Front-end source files
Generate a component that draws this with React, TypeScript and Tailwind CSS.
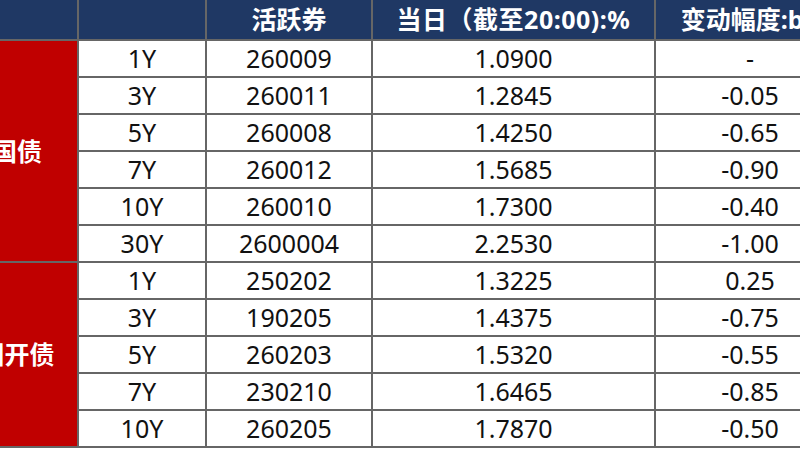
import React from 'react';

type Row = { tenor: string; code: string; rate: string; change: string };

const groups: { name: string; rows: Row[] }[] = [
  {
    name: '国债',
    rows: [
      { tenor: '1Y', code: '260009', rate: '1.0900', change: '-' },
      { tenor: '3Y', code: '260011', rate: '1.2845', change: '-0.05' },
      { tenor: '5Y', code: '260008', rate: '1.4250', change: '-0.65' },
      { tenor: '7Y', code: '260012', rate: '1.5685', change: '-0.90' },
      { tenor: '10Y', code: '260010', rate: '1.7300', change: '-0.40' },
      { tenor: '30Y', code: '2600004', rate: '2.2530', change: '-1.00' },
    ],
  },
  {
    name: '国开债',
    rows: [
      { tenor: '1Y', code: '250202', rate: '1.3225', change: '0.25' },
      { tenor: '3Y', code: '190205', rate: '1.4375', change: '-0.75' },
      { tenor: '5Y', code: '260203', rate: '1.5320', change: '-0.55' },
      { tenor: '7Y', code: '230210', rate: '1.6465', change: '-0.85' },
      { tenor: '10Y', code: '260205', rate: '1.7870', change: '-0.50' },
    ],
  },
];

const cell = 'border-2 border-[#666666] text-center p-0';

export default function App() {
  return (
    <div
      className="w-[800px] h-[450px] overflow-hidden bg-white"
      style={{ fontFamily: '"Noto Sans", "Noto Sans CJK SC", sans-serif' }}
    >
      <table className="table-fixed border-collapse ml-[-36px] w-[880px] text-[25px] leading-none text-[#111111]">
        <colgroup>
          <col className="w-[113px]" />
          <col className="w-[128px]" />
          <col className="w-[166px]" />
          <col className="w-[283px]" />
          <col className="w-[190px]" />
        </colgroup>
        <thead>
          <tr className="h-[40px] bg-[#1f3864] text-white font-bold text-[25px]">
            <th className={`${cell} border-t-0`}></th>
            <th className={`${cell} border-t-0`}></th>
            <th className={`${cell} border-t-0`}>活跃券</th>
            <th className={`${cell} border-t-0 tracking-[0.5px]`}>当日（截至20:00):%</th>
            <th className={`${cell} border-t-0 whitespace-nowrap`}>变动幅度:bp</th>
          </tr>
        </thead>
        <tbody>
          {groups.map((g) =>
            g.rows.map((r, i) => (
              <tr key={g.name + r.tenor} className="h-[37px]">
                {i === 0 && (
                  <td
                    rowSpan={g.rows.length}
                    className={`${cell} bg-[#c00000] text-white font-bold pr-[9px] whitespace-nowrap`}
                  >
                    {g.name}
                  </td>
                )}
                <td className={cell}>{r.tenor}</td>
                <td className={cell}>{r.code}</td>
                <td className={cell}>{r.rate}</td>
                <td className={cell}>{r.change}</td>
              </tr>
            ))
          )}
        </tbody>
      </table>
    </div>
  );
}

---

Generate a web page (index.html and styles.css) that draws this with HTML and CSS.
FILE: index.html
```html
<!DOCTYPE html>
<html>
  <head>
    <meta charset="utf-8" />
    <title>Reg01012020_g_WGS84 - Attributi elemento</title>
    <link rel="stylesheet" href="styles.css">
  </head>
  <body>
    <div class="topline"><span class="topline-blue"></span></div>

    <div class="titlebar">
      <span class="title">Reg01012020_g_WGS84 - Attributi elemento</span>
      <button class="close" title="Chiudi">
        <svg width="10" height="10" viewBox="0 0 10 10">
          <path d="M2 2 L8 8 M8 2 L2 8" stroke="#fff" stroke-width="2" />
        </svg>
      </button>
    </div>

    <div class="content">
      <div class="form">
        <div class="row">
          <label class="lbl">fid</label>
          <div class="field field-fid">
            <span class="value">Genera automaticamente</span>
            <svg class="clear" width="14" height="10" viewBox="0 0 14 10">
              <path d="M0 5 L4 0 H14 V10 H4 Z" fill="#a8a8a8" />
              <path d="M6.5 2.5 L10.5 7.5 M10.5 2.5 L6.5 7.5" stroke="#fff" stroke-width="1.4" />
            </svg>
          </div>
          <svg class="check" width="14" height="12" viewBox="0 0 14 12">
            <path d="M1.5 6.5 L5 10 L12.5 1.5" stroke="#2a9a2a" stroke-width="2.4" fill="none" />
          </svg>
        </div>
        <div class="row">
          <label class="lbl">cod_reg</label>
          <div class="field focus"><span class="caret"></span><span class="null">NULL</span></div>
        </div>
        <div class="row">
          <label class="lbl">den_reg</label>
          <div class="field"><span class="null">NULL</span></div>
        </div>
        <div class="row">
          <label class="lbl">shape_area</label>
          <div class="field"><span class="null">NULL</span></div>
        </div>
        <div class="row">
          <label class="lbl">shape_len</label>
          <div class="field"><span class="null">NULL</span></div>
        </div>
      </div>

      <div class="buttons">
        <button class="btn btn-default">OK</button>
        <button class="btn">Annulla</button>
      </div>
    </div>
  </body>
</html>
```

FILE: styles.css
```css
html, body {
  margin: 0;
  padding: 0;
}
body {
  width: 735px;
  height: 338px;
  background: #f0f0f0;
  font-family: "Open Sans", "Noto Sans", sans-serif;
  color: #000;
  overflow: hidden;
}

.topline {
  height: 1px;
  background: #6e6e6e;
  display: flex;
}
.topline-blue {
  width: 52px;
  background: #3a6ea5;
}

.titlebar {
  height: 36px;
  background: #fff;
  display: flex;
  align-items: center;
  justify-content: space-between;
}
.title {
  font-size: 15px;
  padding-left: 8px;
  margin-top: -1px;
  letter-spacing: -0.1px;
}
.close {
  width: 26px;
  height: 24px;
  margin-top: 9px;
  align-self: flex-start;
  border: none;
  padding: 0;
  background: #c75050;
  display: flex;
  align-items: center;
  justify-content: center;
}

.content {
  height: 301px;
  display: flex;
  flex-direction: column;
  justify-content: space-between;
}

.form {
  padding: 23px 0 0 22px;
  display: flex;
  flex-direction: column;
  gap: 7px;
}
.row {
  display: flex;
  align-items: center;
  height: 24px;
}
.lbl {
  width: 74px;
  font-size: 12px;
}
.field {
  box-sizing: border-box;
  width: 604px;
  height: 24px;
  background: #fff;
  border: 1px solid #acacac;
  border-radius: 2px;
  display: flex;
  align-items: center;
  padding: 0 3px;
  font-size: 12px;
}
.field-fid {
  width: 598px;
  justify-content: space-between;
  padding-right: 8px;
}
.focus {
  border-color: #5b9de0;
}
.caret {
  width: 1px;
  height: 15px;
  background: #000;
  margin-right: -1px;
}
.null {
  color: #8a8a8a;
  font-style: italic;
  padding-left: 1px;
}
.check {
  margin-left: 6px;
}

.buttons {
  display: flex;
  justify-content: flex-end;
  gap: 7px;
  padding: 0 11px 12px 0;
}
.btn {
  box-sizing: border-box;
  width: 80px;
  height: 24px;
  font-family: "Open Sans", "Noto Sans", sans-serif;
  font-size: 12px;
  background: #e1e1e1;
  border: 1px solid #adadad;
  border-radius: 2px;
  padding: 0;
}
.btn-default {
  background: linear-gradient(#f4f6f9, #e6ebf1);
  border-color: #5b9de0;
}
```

---

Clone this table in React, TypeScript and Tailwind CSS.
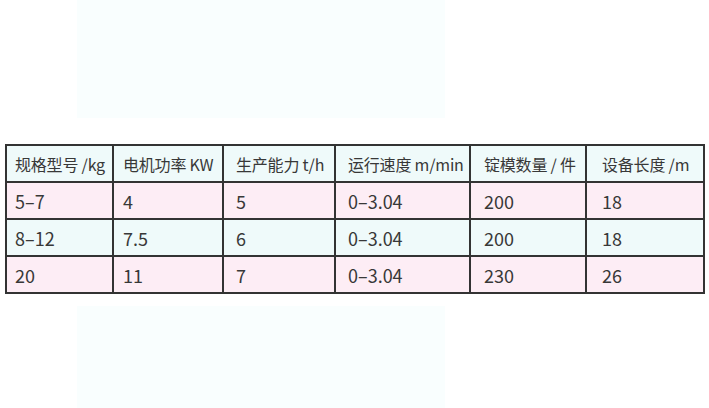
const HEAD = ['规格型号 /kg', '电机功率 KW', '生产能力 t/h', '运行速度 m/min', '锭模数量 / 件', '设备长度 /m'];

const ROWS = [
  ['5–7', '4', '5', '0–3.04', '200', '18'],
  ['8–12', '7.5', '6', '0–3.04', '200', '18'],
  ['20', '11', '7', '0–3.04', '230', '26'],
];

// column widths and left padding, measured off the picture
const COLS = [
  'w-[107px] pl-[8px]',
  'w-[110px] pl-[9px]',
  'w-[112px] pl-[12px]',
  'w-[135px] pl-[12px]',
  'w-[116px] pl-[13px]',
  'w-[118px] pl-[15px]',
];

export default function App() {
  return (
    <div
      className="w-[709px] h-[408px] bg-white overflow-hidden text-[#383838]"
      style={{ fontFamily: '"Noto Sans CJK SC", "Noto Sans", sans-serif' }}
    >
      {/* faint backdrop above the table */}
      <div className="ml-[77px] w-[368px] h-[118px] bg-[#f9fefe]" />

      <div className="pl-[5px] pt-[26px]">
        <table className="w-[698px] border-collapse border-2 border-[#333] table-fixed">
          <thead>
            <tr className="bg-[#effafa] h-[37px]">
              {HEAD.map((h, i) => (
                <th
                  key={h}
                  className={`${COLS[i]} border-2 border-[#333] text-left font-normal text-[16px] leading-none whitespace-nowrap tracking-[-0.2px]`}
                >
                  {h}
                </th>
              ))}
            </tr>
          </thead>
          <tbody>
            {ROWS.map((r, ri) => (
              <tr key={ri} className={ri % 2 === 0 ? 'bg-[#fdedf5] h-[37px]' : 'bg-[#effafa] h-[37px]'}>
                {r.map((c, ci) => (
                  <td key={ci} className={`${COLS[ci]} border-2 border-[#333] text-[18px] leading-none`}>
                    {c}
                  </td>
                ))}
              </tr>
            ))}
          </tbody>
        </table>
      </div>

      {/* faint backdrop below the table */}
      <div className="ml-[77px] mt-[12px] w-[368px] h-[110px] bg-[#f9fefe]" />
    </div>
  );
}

What the task requires: Quote the data above exactly from the line with "Generate a component" to the line with "string; code: string;", both ends counted, and nothing else. Pictures don't go in.

Response:
Generate a component that draws this with React, TypeScript and Tailwind CSS.
import React from 'react';

type Row = { tenor: string; code: string; rate: string; change: string };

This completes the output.